*Written problem*:
Give back the full listing verbatim, apart from its images.

*Information supplied*:

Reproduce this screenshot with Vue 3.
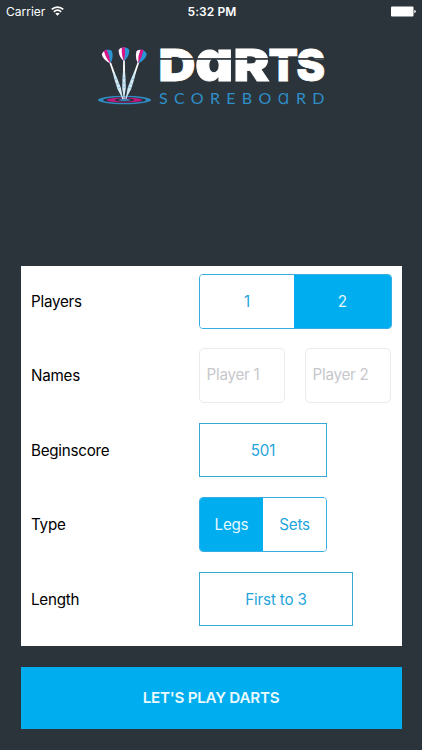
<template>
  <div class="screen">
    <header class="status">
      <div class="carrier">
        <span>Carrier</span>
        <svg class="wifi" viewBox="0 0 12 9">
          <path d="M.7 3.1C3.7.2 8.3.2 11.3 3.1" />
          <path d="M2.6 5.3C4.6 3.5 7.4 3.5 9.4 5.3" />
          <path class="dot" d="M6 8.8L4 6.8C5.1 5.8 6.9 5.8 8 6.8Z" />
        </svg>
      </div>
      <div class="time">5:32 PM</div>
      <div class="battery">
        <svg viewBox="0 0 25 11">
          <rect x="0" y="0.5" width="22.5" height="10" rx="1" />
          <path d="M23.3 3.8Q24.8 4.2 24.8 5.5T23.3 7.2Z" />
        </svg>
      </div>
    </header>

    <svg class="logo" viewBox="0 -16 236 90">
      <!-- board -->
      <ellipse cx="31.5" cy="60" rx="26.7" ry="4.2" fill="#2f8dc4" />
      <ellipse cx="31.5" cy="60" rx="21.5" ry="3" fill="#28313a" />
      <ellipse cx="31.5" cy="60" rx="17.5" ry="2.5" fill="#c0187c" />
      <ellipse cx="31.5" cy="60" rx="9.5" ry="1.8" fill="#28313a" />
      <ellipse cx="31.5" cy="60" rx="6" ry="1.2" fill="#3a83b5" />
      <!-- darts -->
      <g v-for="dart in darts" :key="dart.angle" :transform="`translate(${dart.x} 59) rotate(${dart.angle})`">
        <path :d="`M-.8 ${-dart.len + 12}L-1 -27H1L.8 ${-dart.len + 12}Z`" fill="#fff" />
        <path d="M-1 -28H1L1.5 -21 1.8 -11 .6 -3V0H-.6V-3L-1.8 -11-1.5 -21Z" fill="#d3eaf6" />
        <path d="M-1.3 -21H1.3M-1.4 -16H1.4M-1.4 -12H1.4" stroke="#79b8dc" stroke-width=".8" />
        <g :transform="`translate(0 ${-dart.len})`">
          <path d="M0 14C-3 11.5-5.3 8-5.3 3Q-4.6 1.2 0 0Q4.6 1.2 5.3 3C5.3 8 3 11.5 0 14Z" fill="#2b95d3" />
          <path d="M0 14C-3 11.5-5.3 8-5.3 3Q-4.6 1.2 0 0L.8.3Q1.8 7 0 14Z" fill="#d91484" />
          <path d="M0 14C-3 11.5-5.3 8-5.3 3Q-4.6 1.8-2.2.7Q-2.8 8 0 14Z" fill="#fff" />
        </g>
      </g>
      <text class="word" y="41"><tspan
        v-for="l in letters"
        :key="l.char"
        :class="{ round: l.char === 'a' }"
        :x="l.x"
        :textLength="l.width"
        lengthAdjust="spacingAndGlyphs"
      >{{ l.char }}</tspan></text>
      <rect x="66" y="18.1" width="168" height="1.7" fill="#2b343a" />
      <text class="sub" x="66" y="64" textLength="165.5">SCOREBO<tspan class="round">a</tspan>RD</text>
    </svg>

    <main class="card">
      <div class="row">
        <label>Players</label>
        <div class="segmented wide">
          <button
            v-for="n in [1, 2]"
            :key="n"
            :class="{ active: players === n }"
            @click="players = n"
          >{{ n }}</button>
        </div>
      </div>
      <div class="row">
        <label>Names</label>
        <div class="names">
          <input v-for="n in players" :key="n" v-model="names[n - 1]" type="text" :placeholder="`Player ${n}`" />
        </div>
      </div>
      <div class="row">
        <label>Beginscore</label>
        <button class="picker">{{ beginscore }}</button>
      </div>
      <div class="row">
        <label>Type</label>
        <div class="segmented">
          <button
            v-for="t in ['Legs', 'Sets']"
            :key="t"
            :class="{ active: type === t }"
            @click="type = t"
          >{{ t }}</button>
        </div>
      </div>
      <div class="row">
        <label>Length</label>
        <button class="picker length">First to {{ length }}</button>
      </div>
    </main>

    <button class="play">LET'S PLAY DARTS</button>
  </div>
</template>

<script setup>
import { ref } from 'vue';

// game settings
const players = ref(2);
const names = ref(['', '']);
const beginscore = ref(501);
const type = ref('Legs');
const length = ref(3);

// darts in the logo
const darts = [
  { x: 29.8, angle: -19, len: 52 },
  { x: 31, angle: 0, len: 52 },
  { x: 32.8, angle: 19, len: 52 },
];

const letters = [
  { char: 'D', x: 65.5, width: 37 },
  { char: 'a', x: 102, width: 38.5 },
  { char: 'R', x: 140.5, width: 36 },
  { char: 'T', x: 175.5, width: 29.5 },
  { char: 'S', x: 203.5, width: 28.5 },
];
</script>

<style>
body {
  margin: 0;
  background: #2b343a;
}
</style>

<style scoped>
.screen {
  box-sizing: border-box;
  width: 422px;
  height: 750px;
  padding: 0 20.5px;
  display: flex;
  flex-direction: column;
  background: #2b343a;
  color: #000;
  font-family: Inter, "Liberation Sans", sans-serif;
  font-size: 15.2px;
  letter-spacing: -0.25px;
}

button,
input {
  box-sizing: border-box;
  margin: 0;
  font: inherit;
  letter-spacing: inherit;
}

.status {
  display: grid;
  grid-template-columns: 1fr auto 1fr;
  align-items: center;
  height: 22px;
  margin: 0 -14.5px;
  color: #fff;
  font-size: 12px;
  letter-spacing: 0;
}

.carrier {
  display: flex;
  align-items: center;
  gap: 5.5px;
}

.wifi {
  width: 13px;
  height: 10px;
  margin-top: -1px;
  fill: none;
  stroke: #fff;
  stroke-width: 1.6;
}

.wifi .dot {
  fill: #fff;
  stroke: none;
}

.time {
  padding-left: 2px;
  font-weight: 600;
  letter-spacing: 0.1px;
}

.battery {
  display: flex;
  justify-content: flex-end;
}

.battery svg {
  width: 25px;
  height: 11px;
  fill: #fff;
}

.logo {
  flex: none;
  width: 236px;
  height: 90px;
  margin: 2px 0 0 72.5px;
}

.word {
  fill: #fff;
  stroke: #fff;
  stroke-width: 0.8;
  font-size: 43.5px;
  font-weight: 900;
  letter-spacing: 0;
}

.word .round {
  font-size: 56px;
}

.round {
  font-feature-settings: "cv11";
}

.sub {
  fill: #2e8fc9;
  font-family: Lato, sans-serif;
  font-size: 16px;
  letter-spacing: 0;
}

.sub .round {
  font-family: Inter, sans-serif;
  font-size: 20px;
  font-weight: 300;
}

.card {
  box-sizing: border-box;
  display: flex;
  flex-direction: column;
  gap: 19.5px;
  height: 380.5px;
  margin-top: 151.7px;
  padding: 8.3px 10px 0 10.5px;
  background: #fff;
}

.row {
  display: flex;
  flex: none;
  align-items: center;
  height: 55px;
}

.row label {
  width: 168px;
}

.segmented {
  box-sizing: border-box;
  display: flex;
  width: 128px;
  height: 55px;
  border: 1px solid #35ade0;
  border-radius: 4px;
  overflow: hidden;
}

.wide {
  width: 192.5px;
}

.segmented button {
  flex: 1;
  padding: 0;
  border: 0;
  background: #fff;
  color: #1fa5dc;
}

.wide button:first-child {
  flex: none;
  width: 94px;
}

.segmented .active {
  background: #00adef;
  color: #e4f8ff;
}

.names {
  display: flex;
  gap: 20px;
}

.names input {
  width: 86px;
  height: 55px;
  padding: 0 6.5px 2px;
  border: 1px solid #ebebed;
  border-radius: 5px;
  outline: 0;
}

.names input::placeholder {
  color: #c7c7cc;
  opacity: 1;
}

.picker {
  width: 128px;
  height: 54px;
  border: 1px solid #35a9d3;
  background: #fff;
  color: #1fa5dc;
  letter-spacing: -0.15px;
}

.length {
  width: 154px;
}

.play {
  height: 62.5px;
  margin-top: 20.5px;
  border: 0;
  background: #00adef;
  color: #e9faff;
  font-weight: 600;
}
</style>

*Output*:
Reproduce this screenshot with Vue 3.
<template>
  <div class="screen">
    <header class="status">
      <div class="carrier">
        <span>Carrier</span>
        <svg class="wifi" viewBox="0 0 12 9">
          <path d="M.7 3.1C3.7.2 8.3.2 11.3 3.1" />
          <path d="M2.6 5.3C4.6 3.5 7.4 3.5 9.4 5.3" />
          <path class="dot" d="M6 8.8L4 6.8C5.1 5.8 6.9 5.8 8 6.8Z" />
        </svg>
      </div>
      <div class="time">5:32 PM</div>
      <div class="battery">
        <svg viewBox="0 0 25 11">
          <rect x="0" y="0.5" width="22.5" height="10" rx="1" />
          <path d="M23.3 3.8Q24.8 4.2 24.8 5.5T23.3 7.2Z" />
        </svg>
      </div>
    </header>

    <svg class="logo" viewBox="0 -16 236 90">
      <!-- board -->
      <ellipse cx="31.5" cy="60" rx="26.7" ry="4.2" fill="#2f8dc4" />
      <ellipse cx="31.5" cy="60" rx="21.5" ry="3" fill="#28313a" />
      <ellipse cx="31.5" cy="60" rx="17.5" ry="2.5" fill="#c0187c" />
      <ellipse cx="31.5" cy="60" rx="9.5" ry="1.8" fill="#28313a" />
      <ellipse cx="31.5" cy="60" rx="6" ry="1.2" fill="#3a83b5" />
      <!-- darts -->
      <g v-for="dart in darts" :key="dart.angle" :transform="`translate(${dart.x} 59) rotate(${dart.angle})`">
        <path :d="`M-.8 ${-dart.len + 12}L-1 -27H1L.8 ${-dart.len + 12}Z`" fill="#fff" />
        <path d="M-1 -28H1L1.5 -21 1.8 -11 .6 -3V0H-.6V-3L-1.8 -11-1.5 -21Z" fill="#d3eaf6" />
        <path d="M-1.3 -21H1.3M-1.4 -16H1.4M-1.4 -12H1.4" stroke="#79b8dc" stroke-width=".8" />
        <g :transform="`translate(0 ${-dart.len})`">
          <path d="M0 14C-3 11.5-5.3 8-5.3 3Q-4.6 1.2 0 0Q4.6 1.2 5.3 3C5.3 8 3 11.5 0 14Z" fill="#2b95d3" />
          <path d="M0 14C-3 11.5-5.3 8-5.3 3Q-4.6 1.2 0 0L.8.3Q1.8 7 0 14Z" fill="#d91484" />
          <path d="M0 14C-3 11.5-5.3 8-5.3 3Q-4.6 1.8-2.2.7Q-2.8 8 0 14Z" fill="#fff" />
        </g>
      </g>
      <text class="word" y="41"><tspan
        v-for="l in letters"
        :key="l.char"
        :class="{ round: l.char === 'a' }"
        :x="l.x"
        :textLength="l.width"
        lengthAdjust="spacingAndGlyphs"
      >{{ l.char }}</tspan></text>
      <rect x="66" y="18.1" width="168" height="1.7" fill="#2b343a" />
      <text class="sub" x="66" y="64" textLength="165.5">SCOREBO<tspan class="round">a</tspan>RD</text>
    </svg>

    <main class="card">
      <div class="row">
        <label>Players</label>
        <div class="segmented wide">
          <button
            v-for="n in [1, 2]"
            :key="n"
            :class="{ active: players === n }"
            @click="players = n"
          >{{ n }}</button>
        </div>
      </div>
      <div class="row">
        <label>Names</label>
        <div class="names">
          <input v-for="n in players" :key="n" v-model="names[n - 1]" type="text" :placeholder="`Player ${n}`" />
        </div>
      </div>
      <div class="row">
        <label>Beginscore</label>
        <button class="picker">{{ beginscore }}</button>
      </div>
      <div class="row">
        <label>Type</label>
        <div class="segmented">
          <button
            v-for="t in ['Legs', 'Sets']"
            :key="t"
            :class="{ active: type === t }"
            @click="type = t"
          >{{ t }}</button>
        </div>
      </div>
      <div class="row">
        <label>Length</label>
        <button class="picker length">First to {{ length }}</button>
      </div>
    </main>

    <button class="play">LET'S PLAY DARTS</button>
  </div>
</template>

<script setup>
import { ref } from 'vue';

// game settings
const players = ref(2);
const names = ref(['', '']);
const beginscore = ref(501);
const type = ref('Legs');
const length = ref(3);

// darts in the logo
const darts = [
  { x: 29.8, angle: -19, len: 52 },
  { x: 31, angle: 0, len: 52 },
  { x: 32.8, angle: 19, len: 52 },
];

const letters = [
  { char: 'D', x: 65.5, width: 37 },
  { char: 'a', x: 102, width: 38.5 },
  { char: 'R', x: 140.5, width: 36 },
  { char: 'T', x: 175.5, width: 29.5 },
  { char: 'S', x: 203.5, width: 28.5 },
];
</script>

<style>
body {
  margin: 0;
  background: #2b343a;
}
</style>

<style scoped>
.screen {
  box-sizing: border-box;
  width: 422px;
  height: 750px;
  padding: 0 20.5px;
  display: flex;
  flex-direction: column;
  background: #2b343a;
  color: #000;
  font-family: Inter, "Liberation Sans", sans-serif;
  font-size: 15.2px;
  letter-spacing: -0.25px;
}

button,
input {
  box-sizing: border-box;
  margin: 0;
  font: inherit;
  letter-spacing: inherit;
}

.status {
  display: grid;
  grid-template-columns: 1fr auto 1fr;
  align-items: center;
  height: 22px;
  margin: 0 -14.5px;
  color: #fff;
  font-size: 12px;
  letter-spacing: 0;
}

.carrier {
  display: flex;
  align-items: center;
  gap: 5.5px;
}

.wifi {
  width: 13px;
  height: 10px;
  margin-top: -1px;
  fill: none;
  stroke: #fff;
  stroke-width: 1.6;
}

.wifi .dot {
  fill: #fff;
  stroke: none;
}

.time {
  padding-left: 2px;
  font-weight: 600;
  letter-spacing: 0.1px;
}

.battery {
  display: flex;
  justify-content: flex-end;
}

.battery svg {
  width: 25px;
  height: 11px;
  fill: #fff;
}

.logo {
  flex: none;
  width: 236px;
  height: 90px;
  margin: 2px 0 0 72.5px;
}

.word {
  fill: #fff;
  stroke: #fff;
  stroke-width: 0.8;
  font-size: 43.5px;
  font-weight: 900;
  letter-spacing: 0;
}

.word .round {
  font-size: 56px;
}

.round {
  font-feature-settings: "cv11";
}

.sub {
  fill: #2e8fc9;
  font-family: Lato, sans-serif;
  font-size: 16px;
  letter-spacing: 0;
}

.sub .round {
  font-family: Inter, sans-serif;
  font-size: 20px;
  font-weight: 300;
}

.card {
  box-sizing: border-box;
  display: flex;
  flex-direction: column;
  gap: 19.5px;
  height: 380.5px;
  margin-top: 151.7px;
  padding: 8.3px 10px 0 10.5px;
  background: #fff;
}

.row {
  display: flex;
  flex: none;
  align-items: center;
  height: 55px;
}

.row label {
  width: 168px;
}

.segmented {
  box-sizing: border-box;
  display: flex;
  width: 128px;
  height: 55px;
  border: 1px solid #35ade0;
  border-radius: 4px;
  overflow: hidden;
}

.wide {
  width: 192.5px;
}

.segmented button {
  flex: 1;
  padding: 0;
  border: 0;
  background: #fff;
  color: #1fa5dc;
}

.wide button:first-child {
  flex: none;
  width: 94px;
}

.segmented .active {
  background: #00adef;
  color: #e4f8ff;
}

.names {
  display: flex;
  gap: 20px;
}

.names input {
  width: 86px;
  height: 55px;
  padding: 0 6.5px 2px;
  border: 1px solid #ebebed;
  border-radius: 5px;
  outline: 0;
}

.names input::placeholder {
  color: #c7c7cc;
  opacity: 1;
}

.picker {
  width: 128px;
  height: 54px;
  border: 1px solid #35a9d3;
  background: #fff;
  color: #1fa5dc;
  letter-spacing: -0.15px;
}

.length {
  width: 154px;
}

.play {
  height: 62.5px;
  margin-top: 20.5px;
  border: 0;
  background: #00adef;
  color: #e9faff;
  font-weight: 600;
}
</style>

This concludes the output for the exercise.